There are efforts to fight this problem. One is the notion of registered report. This consists in having the journal to review an experiment (the topic, the hypothesis tested, the method), before the experiment is made. If this set-up is accepted, then the experiment is made, the paper written and it goes through a second review. The paper is provisionally accepted after the first review.
In TCS and maths in general, this publication bias is not a central problem, as one can check the proofs, and hopefully be convinced that the papers published are correct. Nevertheless, we probably loose a lot of time trying the same approaches on the same problems, without making our failures public.
Planes etc.
As a follow-up to the note of last month about conference travel and its environmental impact, here are a few more elements.
An article (in French) about flights of researchers, mentions several alternatives. One is to have purely virtual conferences (such as this one). Another one is to have the conference distributed among multiple sites, for example one in each continent. Probably worth testing… By the way, remember that we can already enjoy a virtual TCS seminar: TCS+.
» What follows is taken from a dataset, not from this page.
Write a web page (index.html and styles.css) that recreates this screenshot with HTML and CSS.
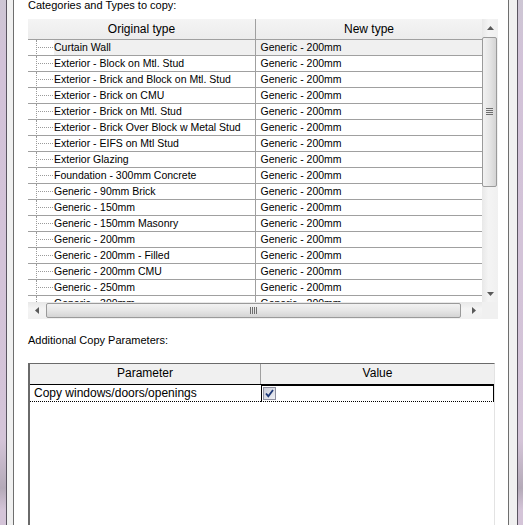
FILE: index.html
```html
<!DOCTYPE html>
<html>
<head>
<meta charset="utf-8">
<link rel="stylesheet" href="styles.css">
</head>
<body>
<div class="window">
  <div class="frame">
    <div class="panel">
      <div class="label first">Categories and Types to copy:</div>
      <div class="list">
        <div class="list-main">
          <div class="list-head">
            <div class="hcell c1">Original type</div>
            <div class="hcell c2">New type</div>
          </div>
          <div class="row sel"><div class="cell c1"><span class="tree"></span><span class="txt">Curtain Wall</span></div><div class="cell c2">Generic - 200mm</div></div>
          <div class="row"><div class="cell c1"><span class="tree"></span><span class="txt">Exterior - Block on Mtl. Stud</span></div><div class="cell c2">Generic - 200mm</div></div>
          <div class="row"><div class="cell c1"><span class="tree"></span><span class="txt">Exterior - Brick and Block on Mtl. Stud</span></div><div class="cell c2">Generic - 200mm</div></div>
          <div class="row"><div class="cell c1"><span class="tree"></span><span class="txt">Exterior - Brick on CMU</span></div><div class="cell c2">Generic - 200mm</div></div>
          <div class="row"><div class="cell c1"><span class="tree"></span><span class="txt">Exterior - Brick on Mtl. Stud</span></div><div class="cell c2">Generic - 200mm</div></div>
          <div class="row"><div class="cell c1"><span class="tree"></span><span class="txt">Exterior - Brick Over Block w Metal Stud</span></div><div class="cell c2">Generic - 200mm</div></div>
          <div class="row"><div class="cell c1"><span class="tree"></span><span class="txt">Exterior - EIFS on Mtl Stud</span></div><div class="cell c2">Generic - 200mm</div></div>
          <div class="row"><div class="cell c1"><span class="tree"></span><span class="txt">Exterior Glazing</span></div><div class="cell c2">Generic - 200mm</div></div>
          <div class="row"><div class="cell c1"><span class="tree"></span><span class="txt">Foundation - 300mm Concrete</span></div><div class="cell c2">Generic - 200mm</div></div>
          <div class="row"><div class="cell c1"><span class="tree"></span><span class="txt">Generic - 90mm Brick</span></div><div class="cell c2">Generic - 200mm</div></div>
          <div class="row"><div class="cell c1"><span class="tree"></span><span class="txt">Generic - 150mm</span></div><div class="cell c2">Generic - 200mm</div></div>
          <div class="row"><div class="cell c1"><span class="tree"></span><span class="txt">Generic - 150mm Masonry</span></div><div class="cell c2">Generic - 200mm</div></div>
          <div class="row"><div class="cell c1"><span class="tree"></span><span class="txt">Generic - 200mm</span></div><div class="cell c2">Generic - 200mm</div></div>
          <div class="row"><div class="cell c1"><span class="tree"></span><span class="txt">Generic - 200mm - Filled</span></div><div class="cell c2">Generic - 200mm</div></div>
          <div class="row"><div class="cell c1"><span class="tree"></span><span class="txt">Generic - 200mm CMU</span></div><div class="cell c2">Generic - 200mm</div></div>
          <div class="row"><div class="cell c1"><span class="tree"></span><span class="txt">Generic - 250mm</span></div><div class="cell c2">Generic - 200mm</div></div>
          <div class="row"><div class="cell c1"><span class="tree"></span><span class="txt">Generic - 300mm</span></div><div class="cell c2">Generic - 200mm</div></div>
        </div>
        <div class="vscroll">
          <div class="sbtn">
            <svg width="7" height="4" viewBox="0 0 7 4"><path d="M0 4 L3.5 0 L7 4 Z" fill="#5a5a5a"/></svg>
          </div>
          <div class="vthumb">
            <svg width="7" height="8" viewBox="0 0 7 8"><path d="M0 0.5H7M0 2.5H7M0 4.5H7M0 6.5H7" stroke="#6e6e6e" stroke-width="1"/></svg>
          </div>
          <div class="vtrack"></div>
          <div class="sbtn">
            <svg width="7" height="4" viewBox="0 0 7 4"><path d="M0 0 L3.5 4 L7 0 Z" fill="#5a5a5a"/></svg>
          </div>
        </div>
        <div class="hscroll">
          <div class="sbtn h">
            <svg width="4" height="7" viewBox="0 0 4 7"><path d="M4 0 L0 3.5 L4 7 Z" fill="#5a5a5a"/></svg>
          </div>
          <div class="hthumb">
            <svg width="8" height="7" viewBox="0 0 8 7"><path d="M0.5 0V7M2.5 0V7M4.5 0V7M6.5 0V7" stroke="#6e6e6e" stroke-width="1"/></svg>
          </div>
          <div class="htrack"></div>
          <div class="sbtn h">
            <svg width="4" height="7" viewBox="0 0 4 7"><path d="M0 0 L4 3.5 L0 7 Z" fill="#5a5a5a"/></svg>
          </div>
        </div>
        <div class="corner"></div>
      </div>
      <div class="label second">Additional Copy Parameters:</div>
      <div class="grid">
        <div class="grid-head">
          <div class="ghcell p">Parameter</div>
          <div class="ghcell v">Value</div>
        </div>
        <div class="grow">
          <div class="gcell p">Copy windows/doors/openings</div>
          <div class="gcell v">
            <span class="check">
              <svg width="11" height="11" viewBox="0 0 11 11"><path d="M2 5.5 L4.3 8.2 L9 2" fill="none" stroke="#1f3a78" stroke-width="1.8"/></svg>
            </span>
          </div>
        </div>
      </div>
    </div>
  </div>
</div>
</body>
</html>
```

FILE: styles.css
```css
html, body {
  margin: 0;
  padding: 0;
  width: 523px;
  height: 525px;
  overflow: hidden;
  background: #d4c4d8;
}

.window {
  box-sizing: border-box;
  width: 523px;
  height: 525px;
  padding: 0 5px 0 6px;
  background: linear-gradient(to bottom, #cdc6d4 0px, #d2c2d8 60px, #d4c4d8 440px, #b4aab8 488px, #d4c4d8 510px);
}

.frame {
  box-sizing: border-box;
  height: 100%;
  border-left: 1px solid #5a5560;
  border-right: 1px solid #5a5560;
  background: #f0f0f0;
  padding: 0 8px 0 6px;
}

.panel {
  box-sizing: border-box;
  height: 100%;
  border-left: 1px solid #6e6e6e;
  border-right: 1px solid #6e6e6e;
  background: #ffffff;
  padding-left: 14px;
  overflow: hidden;
  font-family: "Liberation Sans", Arial, sans-serif;
  color: #000;
}

.label {
  font-size: 11px;
  line-height: 13px;
  height: 13px;
  white-space: nowrap;
}

.label.first {
  margin-top: -1px;
}

.label.second {
  margin-top: 15px;
}

/* ---------- upper list ---------- */
.list {
  margin-top: 7px;
  width: 470px;
  display: grid;
  grid-template-columns: 454px 16px;
  grid-template-rows: 283px 17px;
}

.list-main {
  overflow: hidden;
  background: #fff;
}

.list-head {
  display: flex;
  height: 20px;
  border-bottom: 1px solid #a0a0a0;
  background: linear-gradient(to bottom, #f4f4f4, #ececec);
  font-size: 12px;
  line-height: 20px;
}

.hcell {
  text-align: center;
  white-space: nowrap;
}

.hcell.c1, .cell.c1 {
  width: 227px;
  border-right: 1px solid #a0a0a0;
}

.hcell.c2 {
  width: 226px;
}

.row {
  display: flex;
  height: 15px;
  border-bottom: 1px solid #a0a0a0;
  font-size: 10.5px;
  line-height: 15px;
}

.cell {
  white-space: nowrap;
  overflow: hidden;
}

.cell.c1 {
  display: flex;
  align-items: stretch;
}

.cell.c2 {
  padding-left: 5px;
  box-sizing: border-box;
  width: 227px;
}

.row.sel .txt, .row.sel .cell.c2 {
  background: #f0f0f0;
}

.tree {
  flex: none;
  width: 17px;
  margin-left: 8px;
  margin-bottom: -1px;
  border-left: 1px dotted #9a9a9a;
  background: repeating-linear-gradient(90deg, #9a9a9a 0 1px, transparent 1px 2px) no-repeat 1px 7px / 15px 1px;
}

.txt {
  flex: 1;
}

/* ---------- scrollbars ---------- */
.vscroll {
  display: flex;
  flex-direction: column;
  background: linear-gradient(to right, #e8e8e8, #f4f4f4 40%, #f0f0f0);
  grid-row: 1;
  grid-column: 2;
}

.sbtn {
  flex: none;
  height: 17px;
  display: flex;
  align-items: center;
  justify-content: center;
}

.sbtn.h {
  height: auto;
  width: 17px;
}

.vthumb {
  flex: none;
  height: 150px;
  margin: 1px 1px 0 0;
  border: 1px solid #9a9a9a;
  border-radius: 2px;
  box-sizing: border-box;
  background: linear-gradient(to right, #f2f2f2, #e6e6e6 50%, #d4d4d4);
  display: flex;
  align-items: center;
  justify-content: center;
}

.vtrack {
  flex: 1;
}

.hscroll {
  display: flex;
  background: linear-gradient(to bottom, #e8e8e8, #f4f4f4 40%, #f0f0f0);
  grid-row: 2;
  grid-column: 1;
}

.hthumb {
  flex: none;
  width: 415px;
  margin: 1px 0 1px 1px;
  border: 1px solid #9a9a9a;
  border-radius: 2px;
  box-sizing: border-box;
  background: linear-gradient(to bottom, #f2f2f2, #e6e6e6 50%, #d4d4d4);
  display: flex;
  align-items: center;
  justify-content: center;
}

.htrack {
  flex: 1;
}

.corner {
  grid-row: 2;
  grid-column: 2;
  background: #f0f0f0;
}

/* ---------- lower grid ---------- */
.grid {
  margin-top: 16px;
  width: 467px;
  height: 200px;
  box-sizing: border-box;
  border-top: 1px solid #6a6a6a;
  border-left: 2px solid #6a6a6a;
  border-right: 1px solid #e3e3e3;
  background: #fff;
}

.grid-head {
  display: flex;
  height: 20px;
  border-bottom: 1px solid #000;
  background: #f0f0f0;
  font-size: 12px;
  line-height: 19px;
}

.ghcell {
  text-align: center;
  white-space: nowrap;
}

.ghcell.p {
  width: 230px;
  border-right: 1px solid #a0a0a0;
}

.ghcell.v {
  flex: 1;
}

.grow {
  display: flex;
  height: 17px;
  font-size: 12px;
  line-height: 16px;
}

.gcell {
  box-sizing: border-box;
  white-space: nowrap;
}

.gcell.p {
  padding-left: 4px;
  width: 231px;
  border-bottom: 1px dotted #000;
}

.gcell.v {
  width: 233px;
  border: 1px solid #000;
  border-bottom: 1px dotted #000;
  padding: 1px 0 0 1px;
}

.check {
  display: block;
  width: 13px;
  height: 13px;
  box-sizing: border-box;
  border: 1px solid #8e8f9f;
  background: linear-gradient(135deg, #c9cbd6, #eef0f5);
}

.check svg {
  display: block;
  margin: 0;
}
```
Also, it’s difficult to make efforts when you are almost alone to make them and that it even hurts you career. Maybe a charter or a code of conduct, for researchers of an institution or of a community would help. For example an important Danish newpaper now has such a charter (no domestic flights (remember it’s Danemark), less flying in general, less advertising for far away destination etc.). I couldn’t find good press coverage of this in English, but here is an article in the main French newspaper.
EDIT(July 2019): there actually exists some rules in some universities, see this Wired article.